Edinburgh have the better individual on every line of the pitch — Schoeman's scrummaging, Ritchie's lineout work, Ben Vellacott's tempo, and Boffelli's boot are upgrades on whatever Dragons can put out. Wainwright's carrying remains the home side's one genuine weapon, but he has been outshone by Mata in two of the last three meetings. The single home edge is structural: Edinburgh have lost every URC away game this season, and Rodney Parade is the kind of dog-eared, weather-affected venue where road sides traditionally come unstuck. If the Dragons can keep ball in play and force a kicking duel, Boffelli's foot is just as effective from this turf as their own — that's the worry.
The scorecard lands at net −9 and points clearly to Edinburgh — squad strength, set piece, backline quality, and a brutally one-sided H2H all favour the visitors. Dragons have not beaten Edinburgh since 2021, the last three meetings have gone Edinburgh by an average of 22 points, and the home side enter this off the back of a 47-point hammering by the Bulls at this same venue and a Challenge Cup semi-final exit at Montpellier. Edinburgh, by contrast, have just stitched together their best two-game stretch of the URC season — a one-point Zebre escape and a 33–28 over the Sharks — and arrive in Newport with form on their side for the first time in months.
The counter is simple and worth respecting: Edinburgh have lost every single URC away game this season.
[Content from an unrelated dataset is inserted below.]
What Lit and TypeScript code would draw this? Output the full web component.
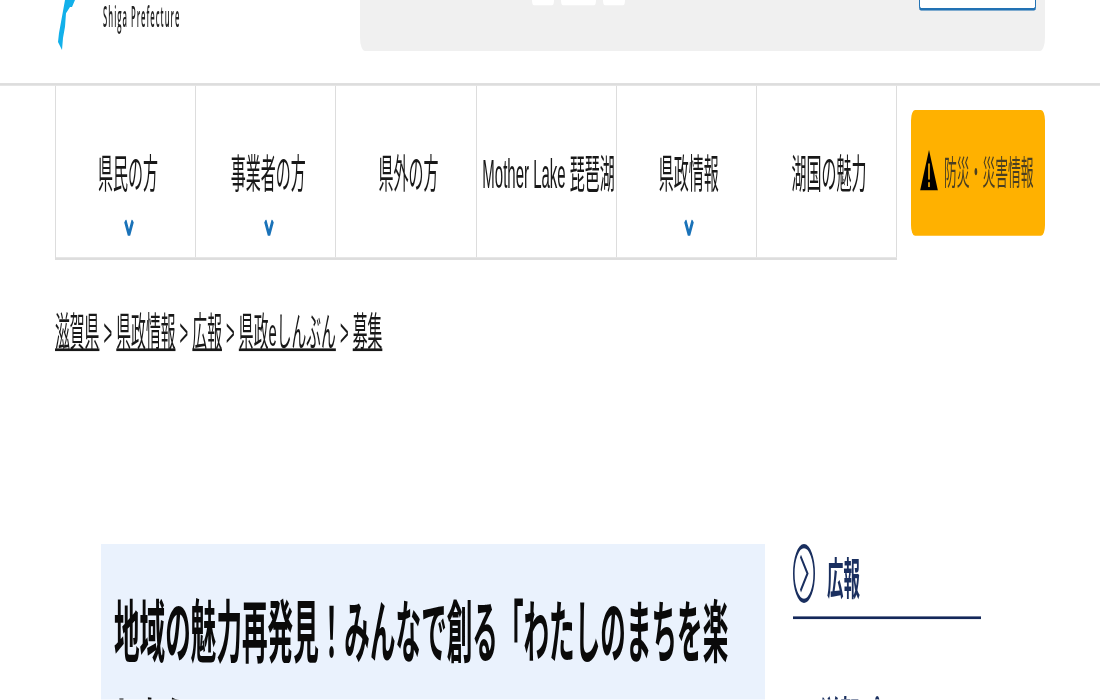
import { LitElement, html, css, svg } from "lit";
import { customElement } from "lit/decorators.js";

const NAV = [
  { t: "県民の方", c: true },
  { t: "事業者の方", c: true },
  { t: "県外の方", c: false },
  { t: "Mother Lake 琵琶湖", c: false },
  { t: "県政情報", c: true },
  { t: "湖国の魅力", c: false },
];

@customElement("app-root")
export class AppRoot extends LitElement {
  static styles = css`
    :host {
      display: block;
      width: 1100px;
      height: 700px;
      overflow: hidden;
      background: #fff;
      font-family: "Liberation Sans", "Noto Sans CJK JP", sans-serif;
      color: #222;
    }
    .page {
      width: 1100px;
      height: 261.2px;
      transform: scaleY(2.68);
      transform-origin: 0 0;
      display: flex;
      flex-direction: column;
      overflow: hidden;
      filter: blur(0.25px);
    }
    .header {
      height: 30.8px;
      flex: none;
      border-bottom: 1px solid #ddd;
      padding: 0 55px;
      display: flex;
      box-sizing: content-box;
    }
    .logo {
      width: 305px;
      display: flex;
      flex: none;
      align-items: flex-start;
    }
    .lake {
      width: 22px;
      height: 19px;
      display: block;
      flex: none;
    }
    .en {
      margin-left: 26px;
      font-size: 10.5px;
      font-family: "Open Sans", sans-serif;
      font-weight: 600;
      letter-spacing: 1.4px;
      color: #222;
      line-height: 12px;
      transform: scaleX(0.73);
      transform-origin: 0 0;
      white-space: nowrap;
    }
    .search {
      flex: 1;
      height: 18.65px;
      background: #f0f0f0;
      border-radius: 0 0 5px 5px;
      display: flex;
      padding-left: 172px;
      padding-right: 9px;
      justify-content: space-between;
    }
    .pills {
      display: flex;
      gap: 7px;
    }
    .pills span {
      width: 22px;
      height: 1.9px;
      background: #fff;
      border-radius: 0 0 3px 3px;
    }
    .pills span:nth-child(2) {
      width: 35px;
    }
    .btn {
      width: 117px;
      height: 3.7px;
      background: #fff;
      border: 1px solid #2272b4;
      border-top: none;
      border-radius: 0 0 2px 2px;
      box-sizing: border-box;
    }
    .navrow {
      flex: none;
      display: flex;
      padding: 0 55px;
      gap: 14px;
    }
    .nav {
      display: flex;
      width: 842px;
      height: 65.2px;
      border-left: 1px solid #ddd;
      border-bottom: 1px solid #ddd;
      box-sizing: border-box;
    }
    .nav a {
      flex: 1 1 0;
      min-width: 0;
      border-right: 1px solid #ddd;
      position: relative;
      display: flex;
      align-items: center;
      justify-content: center;
      font-size: 15px;
      white-space: nowrap;
      color: #181818;
      padding: 0 0 1.6px 5px;
    }
    .chev {
      position: absolute;
      left: 50%;
      margin-left: -2px;
      top: 50.2px;
      width: 10px;
      height: 6.3px;
    }
    .alert {
      margin-top: 9.2px;
      width: 134px;
      height: 46.6px;
      background: #ffb100;
      border-radius: 4px;
      display: flex;
      align-items: center;
      padding: 0 0 2.4px 9px;
      gap: 6px;
      box-sizing: border-box;
      font-size: 12.8px;
      color: #4a3f22;
      white-space: nowrap;
    }
    .alert svg {
      width: 18px;
      height: 15.3px;
      flex: none;
      margin-top: 1px;
    }
    .crumbs {
      flex: none;
      padding: 0 55px;
      margin-top: 17.9px;
      font-size: 14.8px;
      line-height: 18px;
      color: #181818;
      white-space: nowrap;
    }
    .crumbs a {
      color: #181818;
      text-decoration: underline;
      text-decoration-thickness: 1px;
    }
    .main {
      flex: none;
      margin-top: 70.4px;
      padding-left: 101px;
      display: flex;
      gap: 28px;
    }
    .article {
      width: 664px;
      height: 60px;
      background: #eaf2fd;
      padding: 14.6px 13px 0;
      box-sizing: border-box;
    }
    h1 {
      margin: 0;
      font-size: 25.6px;
      font-weight: 700;
      line-height: 36px;
      color: #0a0a0a;
    }
    .side {
      width: 188px;
      margin-top: -0.75px;
    }
    .side h2 {
      margin: 0;
      height: 27.2px;
      border-bottom: 1px solid #14285a;
      display: flex;
      align-items: flex-start;
      gap: 12px;
      font-size: 16.5px;
      font-weight: 700;
      color: #1a2f5f;
      line-height: 27px;
      box-sizing: content-box;
    }
    .side h2 svg {
      width: 22px;
      height: 22px;
      flex: none;
    }
    .side p {
      margin: 27px 0 0;
      padding-left: 27px;
      font-size: 20px;
      line-height: 24px;
      color: #1a2f5f;
      font-weight: 700;
      white-space: nowrap;
    }
  `;

  render() {
    return html`
      <div class="page">
        <div class="header">
          <div class="logo">
            <svg class="lake" viewBox="0 0 22 19">
              <path
                fill="#12b0ea"
                d="M10 0 L20 0 L17 2.6 L15 2.6 L11 4.9 L10 10 L8 14.2 L7 18.7 L3 15.7 L4 12.3 L8 4.1 Z"
              />
            </svg>
            <div class="en">Shiga Prefecture</div>
          </div>
          <div class="search">
            <div class="pills"><span></span><span></span><span></span></div>
            <div class="btn"></div>
          </div>
        </div>
        <div class="navrow">
          <div class="nav">
            ${NAV.map(
              (n) => html`<a
                >${n.t}${n.c
                  ? svg`<svg class="chev" viewBox="0 0 10 6.3"><path d="M1.2 .3 L5 5.6 L8.8 .3" fill="none" stroke="#1a72b8" stroke-width="2.4"/></svg>`
                  : ""}</a
              >`
            )}
          </div>
          <div class="alert">
            <svg viewBox="0 0 18 15.3">
              <path d="M9 0 L18 15.3 L0 15.3 Z" fill="#000" />
              <rect x="8.2" y="5" width="1.6" height="6" fill="#ffb100" />
              <rect x="8.2" y="12" width="1.6" height="1.8" fill="#ffb100" />
            </svg>
            <span>防災・災害情報</span>
          </div>
        </div>
        <div class="crumbs">
          <a>滋賀県</a> &gt; <a>県政情報</a> &gt; <a>広報</a> &gt;
          <a>県政eしんぶん</a> &gt; <a>募集</a>
        </div>
        <div class="main">
          <div class="article">
            <h1>地域の魅力再発見！みんなで創る「わたしのまちを楽しもう」</h1>
          </div>
          <div class="side">
            <h2>
              <svg viewBox="0 0 22 22">
                <circle cx="11" cy="11" r="10.2" fill="none" stroke="#1a2f5f" stroke-width="1.6" />
                <path d="M7.5 4.5 L14.5 11 L7.5 17.5" fill="none" stroke="#1a2f5f" stroke-width="1.5" />
              </svg>
              広報
            </h2>
            <p>滋賀プラスワン</p>
          </div>
        </div>
      </div>
    `;
  }
}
Seven from seven on the road, by an average of 24 points. Rodney Parade is exactly the kind of awkward, end-of-season Welsh fixture where travelling sides have historically come unstuck. If Everitt rotates after consecutive home wins, or if the visitors start sluggish and Dragons get an early try and a Friday-night crowd behind them, this can compress quickly. But the base case is a controlled Edinburgh win — Boffelli's boot, Ritchie's lineout, and Graham's finishing on a Dragons defence that has shipped 41+ in three of its last five.
Edinburgh by 8–14 — the H2H, the set piece, and Boffelli's boot tip this clearly visitors' way despite the away-record question mark.